**STATED PROBLEM**
Which lines hold the string "index"? Copy every one of them.

**DATA EXCERPT**
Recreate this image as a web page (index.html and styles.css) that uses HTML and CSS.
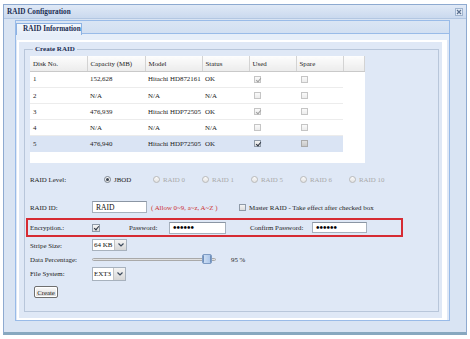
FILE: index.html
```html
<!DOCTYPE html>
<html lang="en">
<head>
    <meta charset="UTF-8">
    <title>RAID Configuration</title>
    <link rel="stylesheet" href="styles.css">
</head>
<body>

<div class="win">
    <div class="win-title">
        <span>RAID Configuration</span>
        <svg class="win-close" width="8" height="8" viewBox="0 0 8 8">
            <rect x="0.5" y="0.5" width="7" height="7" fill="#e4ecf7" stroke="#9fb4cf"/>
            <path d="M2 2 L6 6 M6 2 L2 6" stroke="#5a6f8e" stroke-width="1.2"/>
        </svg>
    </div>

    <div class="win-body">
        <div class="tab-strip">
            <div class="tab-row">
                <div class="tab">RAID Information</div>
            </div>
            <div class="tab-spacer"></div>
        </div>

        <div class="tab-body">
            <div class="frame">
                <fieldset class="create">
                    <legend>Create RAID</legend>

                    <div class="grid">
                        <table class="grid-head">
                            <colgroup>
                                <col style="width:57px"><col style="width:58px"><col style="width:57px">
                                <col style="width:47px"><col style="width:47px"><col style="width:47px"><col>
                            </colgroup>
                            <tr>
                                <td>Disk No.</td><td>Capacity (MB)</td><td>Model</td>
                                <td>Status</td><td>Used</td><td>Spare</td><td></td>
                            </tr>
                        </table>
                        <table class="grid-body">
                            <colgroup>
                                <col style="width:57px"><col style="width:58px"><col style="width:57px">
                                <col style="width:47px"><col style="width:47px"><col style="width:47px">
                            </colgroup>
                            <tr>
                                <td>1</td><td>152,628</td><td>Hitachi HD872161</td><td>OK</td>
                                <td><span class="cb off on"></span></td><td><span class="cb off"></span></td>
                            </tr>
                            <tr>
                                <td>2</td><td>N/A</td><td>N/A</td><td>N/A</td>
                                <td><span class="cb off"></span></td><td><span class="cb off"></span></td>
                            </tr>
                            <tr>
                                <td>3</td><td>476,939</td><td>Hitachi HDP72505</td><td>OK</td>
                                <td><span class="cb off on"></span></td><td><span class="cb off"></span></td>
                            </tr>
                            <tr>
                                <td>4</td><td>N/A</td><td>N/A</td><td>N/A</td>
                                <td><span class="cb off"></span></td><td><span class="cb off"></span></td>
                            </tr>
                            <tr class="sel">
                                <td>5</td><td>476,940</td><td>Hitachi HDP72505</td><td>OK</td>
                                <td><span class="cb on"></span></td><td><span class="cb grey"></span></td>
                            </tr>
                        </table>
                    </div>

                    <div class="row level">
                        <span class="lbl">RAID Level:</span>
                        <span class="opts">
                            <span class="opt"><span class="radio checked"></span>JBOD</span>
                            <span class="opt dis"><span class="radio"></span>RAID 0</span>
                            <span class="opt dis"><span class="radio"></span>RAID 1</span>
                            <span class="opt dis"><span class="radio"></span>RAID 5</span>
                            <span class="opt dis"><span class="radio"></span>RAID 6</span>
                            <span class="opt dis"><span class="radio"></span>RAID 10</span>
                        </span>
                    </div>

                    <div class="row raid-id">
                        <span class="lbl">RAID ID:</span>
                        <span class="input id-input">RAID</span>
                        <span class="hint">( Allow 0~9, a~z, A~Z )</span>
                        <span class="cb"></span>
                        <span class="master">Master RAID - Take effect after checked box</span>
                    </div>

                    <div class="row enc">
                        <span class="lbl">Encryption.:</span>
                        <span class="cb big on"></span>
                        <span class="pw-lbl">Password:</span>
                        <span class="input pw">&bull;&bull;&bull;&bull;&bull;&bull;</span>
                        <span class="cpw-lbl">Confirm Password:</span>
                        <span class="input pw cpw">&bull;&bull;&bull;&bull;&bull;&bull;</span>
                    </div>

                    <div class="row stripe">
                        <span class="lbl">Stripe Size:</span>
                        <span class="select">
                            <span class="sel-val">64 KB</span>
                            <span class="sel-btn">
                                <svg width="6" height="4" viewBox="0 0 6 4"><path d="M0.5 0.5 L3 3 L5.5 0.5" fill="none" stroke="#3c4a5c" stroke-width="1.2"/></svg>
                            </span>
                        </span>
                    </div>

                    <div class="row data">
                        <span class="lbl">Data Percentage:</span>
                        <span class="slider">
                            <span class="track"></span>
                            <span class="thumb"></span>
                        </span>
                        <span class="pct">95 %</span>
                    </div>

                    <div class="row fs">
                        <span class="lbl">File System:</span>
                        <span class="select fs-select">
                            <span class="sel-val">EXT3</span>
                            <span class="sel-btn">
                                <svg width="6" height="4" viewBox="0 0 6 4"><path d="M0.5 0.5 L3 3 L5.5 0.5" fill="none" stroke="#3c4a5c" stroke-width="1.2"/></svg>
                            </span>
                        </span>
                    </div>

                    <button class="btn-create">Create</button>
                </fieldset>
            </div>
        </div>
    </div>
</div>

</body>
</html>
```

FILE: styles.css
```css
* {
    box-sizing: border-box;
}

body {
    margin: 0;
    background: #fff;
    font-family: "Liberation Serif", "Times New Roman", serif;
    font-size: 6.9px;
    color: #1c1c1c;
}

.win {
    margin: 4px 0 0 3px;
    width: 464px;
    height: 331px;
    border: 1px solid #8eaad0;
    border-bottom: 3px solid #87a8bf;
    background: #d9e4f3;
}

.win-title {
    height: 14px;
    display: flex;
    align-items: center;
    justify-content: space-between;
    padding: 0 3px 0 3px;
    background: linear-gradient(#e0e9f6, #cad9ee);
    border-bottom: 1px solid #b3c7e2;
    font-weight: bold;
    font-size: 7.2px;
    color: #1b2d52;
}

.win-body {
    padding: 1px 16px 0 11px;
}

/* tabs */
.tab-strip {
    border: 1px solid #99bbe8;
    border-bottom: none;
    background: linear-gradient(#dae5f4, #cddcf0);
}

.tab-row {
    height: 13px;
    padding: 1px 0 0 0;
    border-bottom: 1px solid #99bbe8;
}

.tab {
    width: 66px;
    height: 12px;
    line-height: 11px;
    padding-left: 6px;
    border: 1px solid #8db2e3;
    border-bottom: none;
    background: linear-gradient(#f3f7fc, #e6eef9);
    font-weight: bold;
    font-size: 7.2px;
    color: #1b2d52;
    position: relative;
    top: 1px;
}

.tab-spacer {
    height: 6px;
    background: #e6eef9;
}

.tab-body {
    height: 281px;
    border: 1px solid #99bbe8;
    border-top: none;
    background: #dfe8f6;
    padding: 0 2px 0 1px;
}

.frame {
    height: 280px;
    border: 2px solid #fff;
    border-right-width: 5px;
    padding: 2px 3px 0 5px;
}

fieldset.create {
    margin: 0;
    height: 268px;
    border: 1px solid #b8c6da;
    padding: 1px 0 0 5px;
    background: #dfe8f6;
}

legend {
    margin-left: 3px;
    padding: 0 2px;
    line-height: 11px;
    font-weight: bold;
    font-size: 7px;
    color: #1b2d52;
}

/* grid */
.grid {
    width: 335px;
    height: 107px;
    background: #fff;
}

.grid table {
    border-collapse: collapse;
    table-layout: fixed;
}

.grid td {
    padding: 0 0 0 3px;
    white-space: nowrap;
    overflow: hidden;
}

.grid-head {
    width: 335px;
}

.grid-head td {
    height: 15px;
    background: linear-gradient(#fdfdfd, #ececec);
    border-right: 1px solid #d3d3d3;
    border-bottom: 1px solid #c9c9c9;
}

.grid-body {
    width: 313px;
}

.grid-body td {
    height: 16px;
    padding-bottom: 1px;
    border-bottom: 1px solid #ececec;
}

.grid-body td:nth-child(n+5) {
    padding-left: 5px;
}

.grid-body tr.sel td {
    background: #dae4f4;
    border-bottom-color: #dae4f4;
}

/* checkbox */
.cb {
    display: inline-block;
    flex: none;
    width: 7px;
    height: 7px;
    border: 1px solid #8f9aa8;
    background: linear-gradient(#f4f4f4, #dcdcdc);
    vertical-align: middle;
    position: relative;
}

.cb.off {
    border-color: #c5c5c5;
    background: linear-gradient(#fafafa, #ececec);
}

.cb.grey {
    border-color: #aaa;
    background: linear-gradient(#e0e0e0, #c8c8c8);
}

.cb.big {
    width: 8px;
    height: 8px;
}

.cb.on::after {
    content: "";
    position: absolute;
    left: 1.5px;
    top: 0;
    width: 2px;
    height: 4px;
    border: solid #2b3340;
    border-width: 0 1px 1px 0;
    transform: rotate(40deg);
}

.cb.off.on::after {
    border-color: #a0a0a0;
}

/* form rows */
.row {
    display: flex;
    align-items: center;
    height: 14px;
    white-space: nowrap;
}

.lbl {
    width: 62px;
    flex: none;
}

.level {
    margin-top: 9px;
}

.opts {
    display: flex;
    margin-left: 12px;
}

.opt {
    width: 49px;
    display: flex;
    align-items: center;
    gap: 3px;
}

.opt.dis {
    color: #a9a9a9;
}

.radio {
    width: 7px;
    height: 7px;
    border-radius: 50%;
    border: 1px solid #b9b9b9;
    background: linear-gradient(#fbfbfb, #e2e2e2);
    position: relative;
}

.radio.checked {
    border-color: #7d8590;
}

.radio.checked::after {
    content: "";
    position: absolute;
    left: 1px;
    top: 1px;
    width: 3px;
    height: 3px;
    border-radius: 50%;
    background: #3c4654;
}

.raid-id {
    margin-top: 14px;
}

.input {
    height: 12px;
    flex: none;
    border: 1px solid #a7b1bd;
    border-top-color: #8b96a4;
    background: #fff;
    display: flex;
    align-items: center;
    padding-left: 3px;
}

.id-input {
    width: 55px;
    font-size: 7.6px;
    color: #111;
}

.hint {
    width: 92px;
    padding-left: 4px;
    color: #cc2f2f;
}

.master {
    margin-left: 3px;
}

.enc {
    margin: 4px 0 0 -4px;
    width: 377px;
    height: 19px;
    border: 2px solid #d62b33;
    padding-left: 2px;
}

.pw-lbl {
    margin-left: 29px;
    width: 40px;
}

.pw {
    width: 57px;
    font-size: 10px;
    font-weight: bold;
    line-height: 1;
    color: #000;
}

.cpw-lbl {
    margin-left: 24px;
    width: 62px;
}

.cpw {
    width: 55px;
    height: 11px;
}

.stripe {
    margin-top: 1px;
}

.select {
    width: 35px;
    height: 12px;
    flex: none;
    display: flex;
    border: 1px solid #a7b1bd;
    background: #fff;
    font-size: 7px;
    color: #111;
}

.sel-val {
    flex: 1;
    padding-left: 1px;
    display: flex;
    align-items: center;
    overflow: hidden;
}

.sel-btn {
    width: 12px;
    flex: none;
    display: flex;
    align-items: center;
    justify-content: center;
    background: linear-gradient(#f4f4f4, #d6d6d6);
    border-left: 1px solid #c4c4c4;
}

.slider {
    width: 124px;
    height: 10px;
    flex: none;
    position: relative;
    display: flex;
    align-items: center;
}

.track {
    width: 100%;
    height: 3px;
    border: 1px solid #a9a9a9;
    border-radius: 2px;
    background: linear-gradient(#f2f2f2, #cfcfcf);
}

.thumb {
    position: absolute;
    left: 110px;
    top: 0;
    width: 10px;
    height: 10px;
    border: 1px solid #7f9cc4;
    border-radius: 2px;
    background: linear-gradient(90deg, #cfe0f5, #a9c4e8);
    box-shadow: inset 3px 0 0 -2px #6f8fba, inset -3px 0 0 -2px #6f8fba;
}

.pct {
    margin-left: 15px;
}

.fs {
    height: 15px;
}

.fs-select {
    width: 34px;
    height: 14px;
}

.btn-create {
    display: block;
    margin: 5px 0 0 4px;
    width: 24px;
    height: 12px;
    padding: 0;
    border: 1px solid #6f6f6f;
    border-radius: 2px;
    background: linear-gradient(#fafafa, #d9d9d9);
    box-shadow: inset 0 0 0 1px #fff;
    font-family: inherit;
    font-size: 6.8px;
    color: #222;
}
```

**EXPECTED OUTPUT**
Recreate this image as a web page (index.html and styles.css) that uses HTML and CSS.
FILE: index.html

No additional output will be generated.